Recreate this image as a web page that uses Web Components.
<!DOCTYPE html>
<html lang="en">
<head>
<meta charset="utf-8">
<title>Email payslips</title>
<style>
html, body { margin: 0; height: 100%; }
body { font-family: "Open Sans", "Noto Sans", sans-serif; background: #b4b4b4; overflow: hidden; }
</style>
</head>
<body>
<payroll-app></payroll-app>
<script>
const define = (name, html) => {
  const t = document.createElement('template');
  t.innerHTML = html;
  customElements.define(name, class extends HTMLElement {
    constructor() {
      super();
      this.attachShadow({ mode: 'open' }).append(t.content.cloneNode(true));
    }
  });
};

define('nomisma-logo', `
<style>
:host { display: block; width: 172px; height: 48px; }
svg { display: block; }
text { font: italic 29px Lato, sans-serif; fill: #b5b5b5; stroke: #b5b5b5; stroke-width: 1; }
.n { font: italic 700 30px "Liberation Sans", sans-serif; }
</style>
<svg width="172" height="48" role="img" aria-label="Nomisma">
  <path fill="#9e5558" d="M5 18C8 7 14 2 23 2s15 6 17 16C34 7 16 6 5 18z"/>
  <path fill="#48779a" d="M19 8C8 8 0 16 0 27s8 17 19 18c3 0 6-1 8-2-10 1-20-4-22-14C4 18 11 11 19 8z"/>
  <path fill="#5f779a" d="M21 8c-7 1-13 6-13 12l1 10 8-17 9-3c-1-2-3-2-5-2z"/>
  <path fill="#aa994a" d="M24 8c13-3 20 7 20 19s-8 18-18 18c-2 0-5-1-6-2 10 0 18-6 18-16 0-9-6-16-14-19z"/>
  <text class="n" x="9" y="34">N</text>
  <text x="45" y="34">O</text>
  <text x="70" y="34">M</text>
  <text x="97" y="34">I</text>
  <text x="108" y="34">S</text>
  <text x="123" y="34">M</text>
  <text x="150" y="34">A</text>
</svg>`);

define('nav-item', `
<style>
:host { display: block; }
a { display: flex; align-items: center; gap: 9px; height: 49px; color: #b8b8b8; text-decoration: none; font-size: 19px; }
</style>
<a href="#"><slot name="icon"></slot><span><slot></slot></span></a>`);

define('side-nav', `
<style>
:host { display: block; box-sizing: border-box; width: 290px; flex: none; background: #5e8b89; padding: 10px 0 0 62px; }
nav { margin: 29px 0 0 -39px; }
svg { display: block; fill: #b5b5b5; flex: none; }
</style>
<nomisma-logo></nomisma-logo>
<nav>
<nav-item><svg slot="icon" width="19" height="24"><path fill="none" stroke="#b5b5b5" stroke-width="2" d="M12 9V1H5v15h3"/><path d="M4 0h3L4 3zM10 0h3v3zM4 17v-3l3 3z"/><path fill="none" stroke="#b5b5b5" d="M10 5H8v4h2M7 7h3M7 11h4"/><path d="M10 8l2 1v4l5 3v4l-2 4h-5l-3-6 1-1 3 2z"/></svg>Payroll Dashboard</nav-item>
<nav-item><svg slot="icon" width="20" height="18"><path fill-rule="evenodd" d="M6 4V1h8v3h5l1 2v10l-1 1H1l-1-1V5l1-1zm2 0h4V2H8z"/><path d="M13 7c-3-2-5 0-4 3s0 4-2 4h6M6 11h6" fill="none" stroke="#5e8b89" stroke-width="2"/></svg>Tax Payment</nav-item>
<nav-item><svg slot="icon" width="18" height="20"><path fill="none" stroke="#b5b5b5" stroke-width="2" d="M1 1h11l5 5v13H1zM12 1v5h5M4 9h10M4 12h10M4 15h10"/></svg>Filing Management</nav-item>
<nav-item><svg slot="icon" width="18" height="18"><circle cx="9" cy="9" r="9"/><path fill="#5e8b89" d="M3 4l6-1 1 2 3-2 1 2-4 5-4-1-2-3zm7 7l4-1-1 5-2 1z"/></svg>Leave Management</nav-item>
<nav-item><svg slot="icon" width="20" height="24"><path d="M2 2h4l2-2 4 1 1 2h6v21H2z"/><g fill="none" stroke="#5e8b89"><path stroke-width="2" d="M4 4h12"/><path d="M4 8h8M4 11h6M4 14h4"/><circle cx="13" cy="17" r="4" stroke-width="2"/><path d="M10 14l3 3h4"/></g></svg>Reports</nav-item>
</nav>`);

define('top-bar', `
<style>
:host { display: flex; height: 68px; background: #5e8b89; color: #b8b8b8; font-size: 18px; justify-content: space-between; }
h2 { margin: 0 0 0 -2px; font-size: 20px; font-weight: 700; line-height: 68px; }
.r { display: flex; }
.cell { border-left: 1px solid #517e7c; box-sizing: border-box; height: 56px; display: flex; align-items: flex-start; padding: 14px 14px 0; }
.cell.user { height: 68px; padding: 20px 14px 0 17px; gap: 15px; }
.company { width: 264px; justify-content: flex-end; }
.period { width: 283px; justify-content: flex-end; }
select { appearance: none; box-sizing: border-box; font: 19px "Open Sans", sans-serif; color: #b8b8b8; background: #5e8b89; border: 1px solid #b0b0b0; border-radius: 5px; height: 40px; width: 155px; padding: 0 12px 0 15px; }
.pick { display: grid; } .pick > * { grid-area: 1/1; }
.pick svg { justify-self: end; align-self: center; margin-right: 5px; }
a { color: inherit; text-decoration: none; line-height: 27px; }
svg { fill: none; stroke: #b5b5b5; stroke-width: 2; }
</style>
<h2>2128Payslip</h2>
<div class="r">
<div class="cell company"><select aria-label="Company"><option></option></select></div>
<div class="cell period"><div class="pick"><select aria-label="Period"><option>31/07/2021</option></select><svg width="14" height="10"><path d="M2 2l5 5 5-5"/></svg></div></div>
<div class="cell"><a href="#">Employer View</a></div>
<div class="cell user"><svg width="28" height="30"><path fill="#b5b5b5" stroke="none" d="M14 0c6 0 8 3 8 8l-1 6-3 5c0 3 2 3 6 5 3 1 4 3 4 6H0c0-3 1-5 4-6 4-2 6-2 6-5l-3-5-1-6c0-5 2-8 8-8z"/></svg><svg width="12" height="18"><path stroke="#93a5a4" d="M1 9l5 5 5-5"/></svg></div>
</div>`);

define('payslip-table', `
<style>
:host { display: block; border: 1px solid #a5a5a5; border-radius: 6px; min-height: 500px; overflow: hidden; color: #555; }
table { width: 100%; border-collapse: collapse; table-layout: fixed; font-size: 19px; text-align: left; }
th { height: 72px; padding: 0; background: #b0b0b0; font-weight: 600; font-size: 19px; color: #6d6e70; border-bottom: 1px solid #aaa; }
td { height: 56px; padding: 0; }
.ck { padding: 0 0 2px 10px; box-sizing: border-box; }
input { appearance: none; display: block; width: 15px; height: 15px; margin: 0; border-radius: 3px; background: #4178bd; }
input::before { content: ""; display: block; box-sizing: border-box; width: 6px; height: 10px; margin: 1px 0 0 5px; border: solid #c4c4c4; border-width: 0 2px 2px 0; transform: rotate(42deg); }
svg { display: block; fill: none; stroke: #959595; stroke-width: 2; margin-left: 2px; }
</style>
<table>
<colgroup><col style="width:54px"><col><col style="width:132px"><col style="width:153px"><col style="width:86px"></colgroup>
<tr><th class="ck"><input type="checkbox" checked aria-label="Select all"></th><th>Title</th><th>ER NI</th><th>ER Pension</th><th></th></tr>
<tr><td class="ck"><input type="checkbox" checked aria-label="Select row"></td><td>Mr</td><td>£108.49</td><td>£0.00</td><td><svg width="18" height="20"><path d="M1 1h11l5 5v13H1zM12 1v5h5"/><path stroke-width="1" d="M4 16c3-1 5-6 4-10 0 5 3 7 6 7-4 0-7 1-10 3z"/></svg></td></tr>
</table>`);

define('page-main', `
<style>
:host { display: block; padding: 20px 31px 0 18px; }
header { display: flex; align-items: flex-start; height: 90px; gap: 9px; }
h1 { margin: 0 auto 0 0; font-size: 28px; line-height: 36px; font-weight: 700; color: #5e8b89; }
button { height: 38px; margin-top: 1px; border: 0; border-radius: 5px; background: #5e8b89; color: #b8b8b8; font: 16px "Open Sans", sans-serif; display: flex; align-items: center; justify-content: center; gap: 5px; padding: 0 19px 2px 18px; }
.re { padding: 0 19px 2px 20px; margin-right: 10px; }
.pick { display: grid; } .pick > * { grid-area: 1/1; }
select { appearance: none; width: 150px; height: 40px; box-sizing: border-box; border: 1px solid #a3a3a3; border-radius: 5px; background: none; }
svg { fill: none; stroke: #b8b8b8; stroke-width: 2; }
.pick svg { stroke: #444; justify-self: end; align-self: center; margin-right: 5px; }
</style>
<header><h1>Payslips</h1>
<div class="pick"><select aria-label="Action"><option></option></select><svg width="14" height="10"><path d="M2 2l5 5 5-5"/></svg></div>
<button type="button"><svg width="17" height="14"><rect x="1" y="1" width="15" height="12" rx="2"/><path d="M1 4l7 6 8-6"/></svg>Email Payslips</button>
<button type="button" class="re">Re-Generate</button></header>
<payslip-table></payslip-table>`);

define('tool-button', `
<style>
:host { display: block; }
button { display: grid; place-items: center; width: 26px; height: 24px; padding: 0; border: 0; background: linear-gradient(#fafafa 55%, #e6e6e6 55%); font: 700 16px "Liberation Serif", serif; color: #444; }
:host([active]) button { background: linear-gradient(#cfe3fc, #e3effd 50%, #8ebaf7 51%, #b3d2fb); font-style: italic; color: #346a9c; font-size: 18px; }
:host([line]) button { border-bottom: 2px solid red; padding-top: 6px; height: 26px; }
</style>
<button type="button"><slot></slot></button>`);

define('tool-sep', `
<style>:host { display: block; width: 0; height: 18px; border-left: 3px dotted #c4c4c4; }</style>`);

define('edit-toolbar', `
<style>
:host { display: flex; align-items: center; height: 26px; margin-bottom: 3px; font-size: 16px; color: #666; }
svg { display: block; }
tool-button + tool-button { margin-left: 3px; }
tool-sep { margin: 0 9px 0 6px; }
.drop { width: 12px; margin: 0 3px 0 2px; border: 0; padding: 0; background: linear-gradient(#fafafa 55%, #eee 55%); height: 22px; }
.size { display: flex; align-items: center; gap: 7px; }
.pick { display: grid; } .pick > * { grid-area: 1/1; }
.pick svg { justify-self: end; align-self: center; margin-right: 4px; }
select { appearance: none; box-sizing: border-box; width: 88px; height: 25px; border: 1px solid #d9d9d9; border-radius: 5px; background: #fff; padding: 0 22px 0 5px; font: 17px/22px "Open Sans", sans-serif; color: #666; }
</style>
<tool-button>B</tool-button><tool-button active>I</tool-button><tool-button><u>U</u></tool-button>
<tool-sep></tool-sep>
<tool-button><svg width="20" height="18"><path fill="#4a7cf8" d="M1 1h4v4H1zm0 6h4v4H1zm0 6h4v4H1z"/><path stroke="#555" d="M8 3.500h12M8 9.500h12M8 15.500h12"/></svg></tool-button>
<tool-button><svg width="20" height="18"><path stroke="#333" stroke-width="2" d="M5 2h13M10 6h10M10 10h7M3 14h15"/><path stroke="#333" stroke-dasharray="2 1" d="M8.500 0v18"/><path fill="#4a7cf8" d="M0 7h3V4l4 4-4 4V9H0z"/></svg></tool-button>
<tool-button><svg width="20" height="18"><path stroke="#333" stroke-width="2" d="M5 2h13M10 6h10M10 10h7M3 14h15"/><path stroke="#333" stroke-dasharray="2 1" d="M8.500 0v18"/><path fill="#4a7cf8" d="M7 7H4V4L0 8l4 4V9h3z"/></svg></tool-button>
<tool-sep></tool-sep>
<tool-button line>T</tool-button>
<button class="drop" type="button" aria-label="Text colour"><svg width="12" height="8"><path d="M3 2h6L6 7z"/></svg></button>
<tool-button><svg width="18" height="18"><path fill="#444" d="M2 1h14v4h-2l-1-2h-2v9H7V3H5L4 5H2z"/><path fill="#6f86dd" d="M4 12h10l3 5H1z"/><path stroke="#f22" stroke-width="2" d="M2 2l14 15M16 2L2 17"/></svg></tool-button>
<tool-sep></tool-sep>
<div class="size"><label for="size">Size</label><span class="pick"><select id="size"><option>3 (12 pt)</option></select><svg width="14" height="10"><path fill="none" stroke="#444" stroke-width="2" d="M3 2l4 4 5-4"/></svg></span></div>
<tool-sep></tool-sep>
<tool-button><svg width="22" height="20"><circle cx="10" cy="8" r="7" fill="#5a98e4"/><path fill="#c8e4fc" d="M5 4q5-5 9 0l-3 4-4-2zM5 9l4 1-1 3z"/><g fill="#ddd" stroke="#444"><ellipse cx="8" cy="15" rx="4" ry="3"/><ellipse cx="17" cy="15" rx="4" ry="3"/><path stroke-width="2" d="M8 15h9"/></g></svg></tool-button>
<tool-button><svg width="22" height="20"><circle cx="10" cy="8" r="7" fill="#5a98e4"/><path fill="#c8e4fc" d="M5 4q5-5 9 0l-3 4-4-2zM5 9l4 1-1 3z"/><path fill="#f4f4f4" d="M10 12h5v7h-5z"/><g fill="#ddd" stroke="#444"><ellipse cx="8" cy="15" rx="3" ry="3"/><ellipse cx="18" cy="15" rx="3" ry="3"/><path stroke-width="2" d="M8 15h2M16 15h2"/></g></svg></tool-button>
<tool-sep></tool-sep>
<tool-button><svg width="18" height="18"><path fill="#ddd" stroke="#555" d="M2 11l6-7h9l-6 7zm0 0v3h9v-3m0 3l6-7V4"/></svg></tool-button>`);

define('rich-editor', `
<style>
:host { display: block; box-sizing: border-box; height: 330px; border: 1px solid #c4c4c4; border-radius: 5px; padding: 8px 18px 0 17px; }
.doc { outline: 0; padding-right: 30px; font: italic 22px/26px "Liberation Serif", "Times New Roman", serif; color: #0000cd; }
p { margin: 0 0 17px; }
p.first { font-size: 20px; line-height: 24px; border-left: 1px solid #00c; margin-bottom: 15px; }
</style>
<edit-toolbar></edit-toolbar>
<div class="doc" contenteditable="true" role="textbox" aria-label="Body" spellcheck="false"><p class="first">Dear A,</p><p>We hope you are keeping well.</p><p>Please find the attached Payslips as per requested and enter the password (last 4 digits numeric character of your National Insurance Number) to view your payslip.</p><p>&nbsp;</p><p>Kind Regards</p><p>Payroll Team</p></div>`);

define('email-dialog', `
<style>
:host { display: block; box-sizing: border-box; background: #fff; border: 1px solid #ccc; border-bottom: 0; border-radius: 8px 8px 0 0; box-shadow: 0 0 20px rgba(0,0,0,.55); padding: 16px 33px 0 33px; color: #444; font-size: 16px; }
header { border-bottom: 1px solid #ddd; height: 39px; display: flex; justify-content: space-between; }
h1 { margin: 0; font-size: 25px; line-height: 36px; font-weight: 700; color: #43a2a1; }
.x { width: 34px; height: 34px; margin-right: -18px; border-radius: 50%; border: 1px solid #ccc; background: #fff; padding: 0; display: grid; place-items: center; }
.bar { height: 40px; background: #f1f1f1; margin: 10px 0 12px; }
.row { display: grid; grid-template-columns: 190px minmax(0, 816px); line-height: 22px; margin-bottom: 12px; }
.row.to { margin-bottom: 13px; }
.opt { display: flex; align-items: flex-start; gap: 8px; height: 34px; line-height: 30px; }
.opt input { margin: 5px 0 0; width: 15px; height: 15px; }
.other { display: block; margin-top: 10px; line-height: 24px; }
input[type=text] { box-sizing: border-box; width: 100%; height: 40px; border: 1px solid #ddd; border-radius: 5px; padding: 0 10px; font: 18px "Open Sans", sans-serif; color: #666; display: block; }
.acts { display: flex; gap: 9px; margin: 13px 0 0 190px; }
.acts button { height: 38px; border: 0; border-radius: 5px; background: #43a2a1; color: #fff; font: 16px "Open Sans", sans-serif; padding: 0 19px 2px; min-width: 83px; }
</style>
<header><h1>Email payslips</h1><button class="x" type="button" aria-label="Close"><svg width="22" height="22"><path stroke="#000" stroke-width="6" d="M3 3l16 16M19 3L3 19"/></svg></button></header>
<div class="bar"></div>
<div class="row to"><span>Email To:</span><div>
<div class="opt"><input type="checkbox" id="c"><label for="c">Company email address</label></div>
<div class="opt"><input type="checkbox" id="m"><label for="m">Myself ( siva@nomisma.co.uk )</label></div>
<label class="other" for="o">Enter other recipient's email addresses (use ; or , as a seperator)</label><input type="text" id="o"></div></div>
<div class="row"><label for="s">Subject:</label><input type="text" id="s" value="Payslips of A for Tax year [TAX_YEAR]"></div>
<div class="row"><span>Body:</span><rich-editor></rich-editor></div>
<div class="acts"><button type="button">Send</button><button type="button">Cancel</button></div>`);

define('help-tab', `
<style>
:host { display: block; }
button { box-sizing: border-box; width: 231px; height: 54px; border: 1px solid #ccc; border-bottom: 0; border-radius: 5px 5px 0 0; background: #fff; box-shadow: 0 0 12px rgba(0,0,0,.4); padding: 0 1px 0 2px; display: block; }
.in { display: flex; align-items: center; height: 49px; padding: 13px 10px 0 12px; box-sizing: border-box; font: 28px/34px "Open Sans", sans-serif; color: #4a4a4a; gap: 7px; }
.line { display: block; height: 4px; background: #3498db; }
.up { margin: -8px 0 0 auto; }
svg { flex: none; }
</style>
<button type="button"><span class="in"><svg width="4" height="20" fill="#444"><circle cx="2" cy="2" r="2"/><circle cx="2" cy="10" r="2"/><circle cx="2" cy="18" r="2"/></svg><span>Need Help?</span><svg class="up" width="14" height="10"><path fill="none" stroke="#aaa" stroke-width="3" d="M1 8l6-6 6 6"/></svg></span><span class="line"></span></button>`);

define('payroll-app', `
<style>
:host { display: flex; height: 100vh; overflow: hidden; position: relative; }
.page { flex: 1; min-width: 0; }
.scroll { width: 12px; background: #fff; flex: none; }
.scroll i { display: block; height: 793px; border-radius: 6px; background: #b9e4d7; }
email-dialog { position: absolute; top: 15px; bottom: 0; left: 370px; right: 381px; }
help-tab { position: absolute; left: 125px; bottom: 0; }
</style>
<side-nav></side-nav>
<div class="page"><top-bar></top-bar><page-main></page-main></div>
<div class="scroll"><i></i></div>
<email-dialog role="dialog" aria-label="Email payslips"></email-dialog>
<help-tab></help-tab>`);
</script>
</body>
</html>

::::::::::

=== AIM OF THE EXERCISE ===
Identify and copy all lines with the word "page".

=== REPLY TO THE TASK ===
Recreate this image as a web page that uses Web Components.
define('page-main', `
.page { flex: 1; min-width: 0; }
<div class="page"><top-bar></top-bar><page-main></page-main></div>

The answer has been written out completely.